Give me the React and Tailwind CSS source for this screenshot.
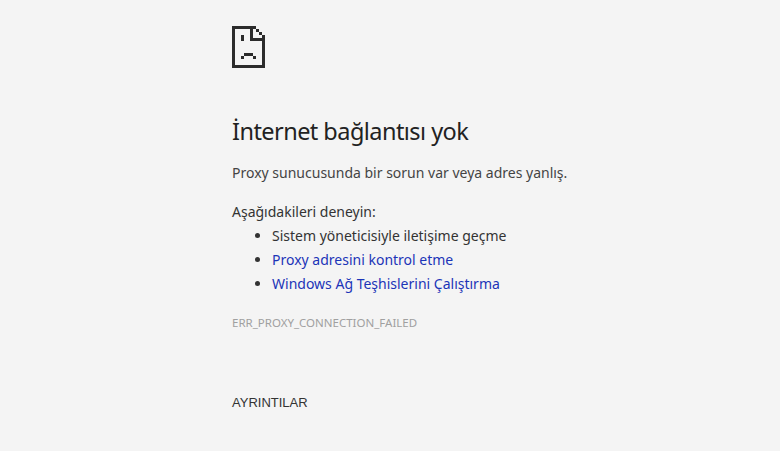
export default function App() {
  return (
    <div className="min-h-[451px] bg-[#f4f4f4] text-[#333] font-['Noto_Sans','Open_Sans',sans-serif] text-[14px]">
      <div className="ml-[232px] w-[500px] pt-[26px] flex flex-col items-start">
        <svg width="33" height="42" viewBox="0 0 33 42" shapeRendering="crispEdges" className="block" fill="#2b2b2b">
          <path d="M0 0h24v3H3v36h27V15H18V0h3v12h12v30H0z" />
          <path d="M24 3h3v3h-3zM27 6h3v3h-3zM30 9h3v3h-3z" />
          <path d="M9 9h3v6H9zM12 27h9v3h-9zM9 30h3v3H9zM21 30h3v3h-3z" />
        </svg>
        <h1 className="mt-[47px] text-[23.5px] tracking-[-0.55px] leading-[32px] font-normal text-[#222]">İnternet bağlantısı yok</h1>
        <p className="mt-[16px] leading-[20px] text-[#444]">Proxy sunucusunda bir sorun var veya adres yanlış.</p>
        <p className="mt-[19px] leading-[20px]">Aşağıdakileri deneyin:</p>
        <ul className="mt-[2px] pl-[40px] list-disc">
          <li className="leading-[24px]">Sistem yöneticisiyle iletişime geçme</li>
          <li className="leading-[24px]"><a className="text-[#1c35b8]">Proxy adresini kontrol etme</a></li>
          <li className="leading-[24px]"><a className="text-[#1c35b8]">Windows Ağ Teşhislerini Çalıştırma</a></li>
        </ul>
        <div className="mt-[19px] text-[11.5px] leading-[16px] text-[#a0a0a0]">ERR_PROXY_CONNECTION_FAILED</div>
        <div className="mt-[62px] text-[13px] leading-[20px] text-[#333] font-['Liberation_Sans',sans-serif]">AYRINTILAR</div>
      </div>
    </div>
  );
}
_ _ _
## WHAT IS BEING ASKED
Reproduce the listing word for word and omit its pictures.

## SOLUTION BELOW
Give me the React and Tailwind CSS source for this screenshot.
export default function App() {
  return (
    <div className="min-h-[451px] bg-[#f4f4f4] text-[#333] font-['Noto_Sans','Open_Sans',sans-serif] text-[14px]">
      <div className="ml-[232px] w-[500px] pt-[26px] flex flex-col items-start">
        <svg width="33" height="42" viewBox="0 0 33 42" shapeRendering="crispEdges" className="block" fill="#2b2b2b">
          <path d="M0 0h24v3H3v36h27V15H18V0h3v12h12v30H0z" />
          <path d="M24 3h3v3h-3zM27 6h3v3h-3zM30 9h3v3h-3z" />
          <path d="M9 9h3v6H9zM12 27h9v3h-9zM9 30h3v3H9zM21 30h3v3h-3z" />
        </svg>
        <h1 className="mt-[47px] text-[23.5px] tracking-[-0.55px] leading-[32px] font-normal text-[#222]">İnternet bağlantısı yok</h1>
        <p className="mt-[16px] leading-[20px] text-[#444]">Proxy sunucusunda bir sorun var veya adres yanlış.</p>
        <p className="mt-[19px] leading-[20px]">Aşağıdakileri deneyin:</p>
        <ul className="mt-[2px] pl-[40px] list-disc">
          <li className="leading-[24px]">Sistem yöneticisiyle iletişime geçme</li>
          <li className="leading-[24px]"><a className="text-[#1c35b8]">Proxy adresini kontrol etme</a></li>
          <li className="leading-[24px]"><a className="text-[#1c35b8]">Windows Ağ Teşhislerini Çalıştırma</a></li>
        </ul>
        <div className="mt-[19px] text-[11.5px] leading-[16px] text-[#a0a0a0]">ERR_PROXY_CONNECTION_FAILED</div>
        <div className="mt-[62px] text-[13px] leading-[20px] text-[#333] font-['Liberation_Sans',sans-serif]">AYRINTILAR</div>
      </div>
    </div>
  );
}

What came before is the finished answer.